When considering investing in the metals or selling your current holdings for profit, simply remember the prime reasons you are investing in the metals in the first place.


Even if the GFC had not yet begun or the global financial system was entirely placid and prosperous with no signs of decline, the two metals are always hedges against manipulation of the money and any development of financial crisis at any time.


Inflation is a theme throughout monetary history and the metals feed on inflation.


Even if there is no inflation, during any type of financial crisis there is widespread uncertainty and a trusted rock of certainty during such economic times has historically been the two precious metals.


Simply remember that the hard metals are protection during the GFC. Once again, as previously mentioned, gold and silver are safe investments because as the GFC worsens, gold and silver improve.


Do you prefer to trust your money in the hands of the fed, a corporate governed government, criminal Wall Street, and an unreasonable shift towards recovery or a solid form of financial self-sufficiency that has been a rock of safety for more generations than you can count on your fingers and toes?
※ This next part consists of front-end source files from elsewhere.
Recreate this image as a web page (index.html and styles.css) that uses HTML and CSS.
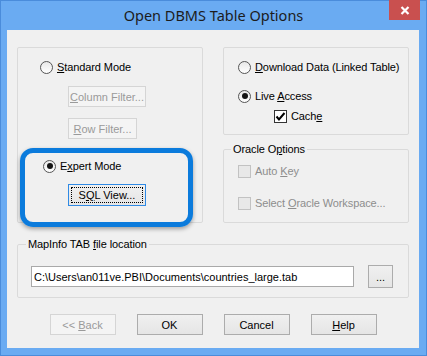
FILE: index.html
```html
<!DOCTYPE html>
<html lang="en">
<head>
    <meta charset="UTF-8">
    <title>Open DBMS Table Options</title>
    <link rel="stylesheet" href="styles.css">
</head>
<body>
    <div class="window">
        <div class="titlebar">
            <span class="title">Open DBMS Table Options</span>
            <span class="close">
                <svg width="10" height="9" viewBox="0 0 10 9"><path d="M1.5 1 L8.5 8 M8.5 1 L1.5 8" stroke="#fff" stroke-width="2.2" fill="none"/></svg>
            </span>
        </div>
        <div class="client">
            <div class="top">
                <fieldset class="group mode-group">
                    <div class="option standard">
                        <span class="radio"></span><span><u>S</u>tandard Mode</span>
                    </div>
                    <button class="btn filter-btn col-filter" disabled><u>C</u>olumn Filter...</button>
                    <button class="btn filter-btn row-filter" disabled><u>R</u>ow Filter...</button>
                    <div class="highlight">
                        <div class="option">
                            <span class="radio checked"></span><span>E<u>x</u>pert Mode</span>
                        </div>
                        <button class="btn sql-btn"><span class="focus">S<u>Q</u>L View...</span></button>
                    </div>
                </fieldset>
                <div class="right-col">
                    <fieldset class="group access-group">
                        <div class="option">
                            <span class="radio"></span><span><u>D</u>ownload Data (Linked Table)</span>
                        </div>
                        <div class="option live">
                            <span class="radio checked"></span><span>Live <u>A</u>ccess</span>
                        </div>
                        <div class="option cache">
                            <span class="check">
                                <svg width="11" height="11" viewBox="0 0 11 11"><path d="M1.5 5.5 L4 8.5 L9.5 2" stroke="#000" stroke-width="2" fill="none"/></svg>
                            </span><span>Cach<u>e</u></span>
                        </div>
                    </fieldset>
                    <fieldset class="group oracle-group">
                        <legend>Oracle O<u>p</u>tions</legend>
                        <div class="option disabled">
                            <span class="check off"></span><span>Auto <u>K</u>ey</span>
                        </div>
                        <div class="option disabled workspace">
                            <span class="check off"></span><span>Select <u>O</u>racle Workspace...</span>
                        </div>
                    </fieldset>
                </div>
            </div>
            <fieldset class="group file-group">
                <legend>MapInfo TAB <u>f</u>ile location</legend>
                <div class="file-row">
                    <input class="path" type="text" value="C:\Users\an011ve.PBI\Documents\countries_large.tab">
                    <button class="btn browse">...</button>
                </div>
            </fieldset>
            <div class="actions">
                <button class="btn" disabled>&lt;&lt; <u>B</u>ack</button>
                <button class="btn">OK</button>
                <button class="btn">Cancel</button>
                <button class="btn"><u>H</u>elp</button>
            </div>
        </div>
    </div>
</body>
</html>
```

FILE: styles.css
```css
body {
    margin: 0;
    font-family: "Liberation Sans", Arial, sans-serif;
    font-size: 11px;
    letter-spacing: -0.1px;
    color: #000;
}
.window {
    width: 427px;
    height: 356px;
    box-sizing: border-box;
    background: #6aabf2;
    border: 1px solid #4a8cdb;
    padding: 0 7px 7px 6px;
    display: flex;
    flex-direction: column;
}
.titlebar {
    height: 29px;
    display: grid;
    grid-template-columns: 1fr auto 1fr;
}
.title {
    grid-column: 2;
    font-family: "Noto Sans", "Open Sans", sans-serif;
    font-size: 14.5px;
    letter-spacing: 0;
    color: #1c1c1c;
    line-height: 29px;
    padding-left: 1px;
}
.close {
    grid-column: 3;
    justify-self: end;
    width: 31px;
    height: 20px;
    margin-top: -1px;
    margin-right: -1px;
    background: #c9504f;
    display: flex;
    align-items: center;
    justify-content: center;
}
.client {
    flex: 1;
    background: #f0f0f0;
    padding: 17px 10px 0 10px;
}
.top {
    display: grid;
    grid-template-columns: 186px 186px;
    column-gap: 20px;
}
.group {
    margin: 0;
    padding: 0;
    min-width: 0;
    border: 1px solid #dadada;
    border-radius: 2px;
}
.group legend {
    padding: 0 2px;
    line-height: 13px;
}
.option {
    display: flex;
    align-items: center;
    height: 14px;
    white-space: nowrap;
}
.option.disabled {
    color: #8d8d8d;
}
.radio {
    width: 13px;
    height: 13px;
    box-sizing: border-box;
    border: 1px solid #555;
    border-radius: 50%;
    background: linear-gradient(#e8e8e8, #fff);
    margin-right: 4px;
    display: flex;
    align-items: center;
    justify-content: center;
}
.radio.checked::after {
    content: "";
    width: 6px;
    height: 6px;
    border-radius: 50%;
    background: #141414;
}
.check {
    width: 13px;
    height: 13px;
    box-sizing: border-box;
    border: 1px solid #333;
    background: #fff;
    margin-right: 4px;
    display: flex;
    align-items: center;
    justify-content: center;
}
.check.off {
    border-color: #c2c2c2;
    background: #e8e8e8;
}
.btn {
    display: block;
    height: 21px;
    width: 66px;
    padding: 0;
    font: inherit;
    color: #000;
    border: 1px solid #acacac;
    border-radius: 0;
    background: linear-gradient(#f0f0f0, #e5e5e5);
}
.btn:disabled {
    color: #9a9a9a;
    border-color: #d5d5d5;
    background: #f4f4f4;
}

/* left group */
.mode-group {
    padding-top: 12px;
}
.standard {
    margin-left: 22px;
}
.filter-btn {
    margin-left: 50px;
}
.col-filter {
    margin-top: 12px;
    width: 78px;
}
.row-filter {
    margin-top: 11px;
    width: 69px;
}
.highlight {
    margin: 9px 0 -5px 2px;
    width: 173px;
    box-sizing: border-box;
    border: 5px solid #0b7bdc;
    border-radius: 13px;
    padding: 6px 0 16px 18px;
    box-shadow: 0 2px 4px rgba(0, 0, 0, 0.35);
}
.sql-btn {
    margin: 11px 0 0 25px;
    width: 78px;
    height: 22px;
    border-color: #2f8ae5;
    padding: 2px;
}
.sql-btn .focus {
    display: flex;
    align-items: center;
    justify-content: center;
    height: 100%;
    border: 1px dotted #000;
    box-sizing: border-box;
}

/* right column */
.right-col {
    display: flex;
    flex-direction: column;
}
.access-group {
    padding: 12px 0 11px 14px;
}
.live {
    margin-top: 15px;
}
.cache {
    margin: 6px 0 0 36px;
}
.oracle-group {
    flex: 1;
    margin-top: 8px;
    padding: 0 0 12px 14px;
}
.oracle-group legend {
    margin-left: -7px;
}
.oracle-group .option:first-of-type {
    margin-top: 8px;
}
.workspace {
    margin-top: 18px;
}

/* file location */
.file-group {
    margin-top: 15px;
    padding: 14px 0 9px 13px;
}
.file-group legend {
    margin-left: -5px;
}
.file-row {
    display: flex;
    align-items: center;
    gap: 14px;
}
.path {
    width: 323px;
    height: 21px;
    box-sizing: border-box;
    border: 1px solid #a9a9a9;
    padding: 0 2px;
    font: inherit;
    color: #000;
    background: #fff;
}
.browse {
    width: 25px;
    height: 23px;
}

.actions {
    display: flex;
    justify-content: center;
    gap: 21px;
    margin-top: 16px;
}
```
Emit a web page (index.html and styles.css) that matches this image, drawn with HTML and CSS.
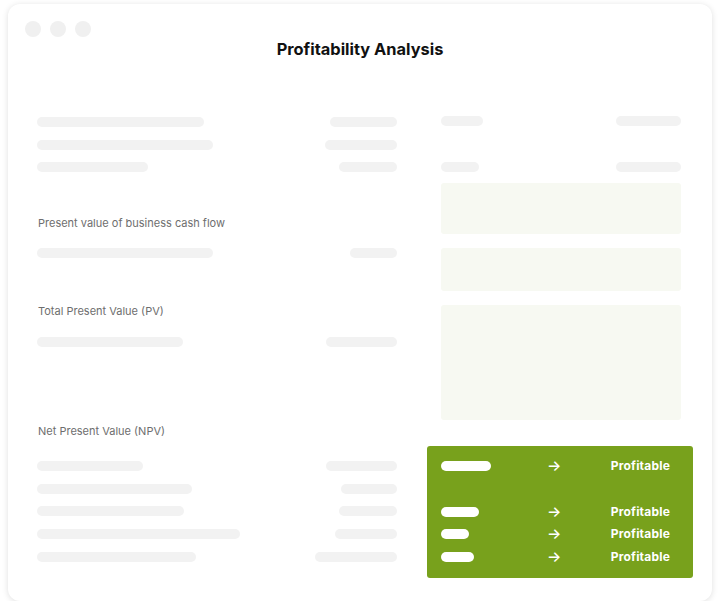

Are you investing so you can pull a quick profit and then lose it as the GFC worsens, or are you investing in gold and silver because you know they are your armor and helmut to weather this gloomy economic storm?


While individuals, businesses, and whole countries are losing their savings to the system and their nest eggs to power-drunk predators – even as inflation eats your savings, price rises destroy your discretionary spending, interest rate rises consume your credit ratings and ability to borrow, the dollar declines, Wall Street criminals steal and gamble with your retirement portfolio, the government treats your entitlements like a horrendous surprise party, and entire nations are resorting to bailouts and defaults – one way to keep your money safe is investing in the precious metals.


Because the economy, says so.


Simply put, with regards to investing gold and silver, it’s extremely risky and volatile – not to invest in gold and silver during these economic times.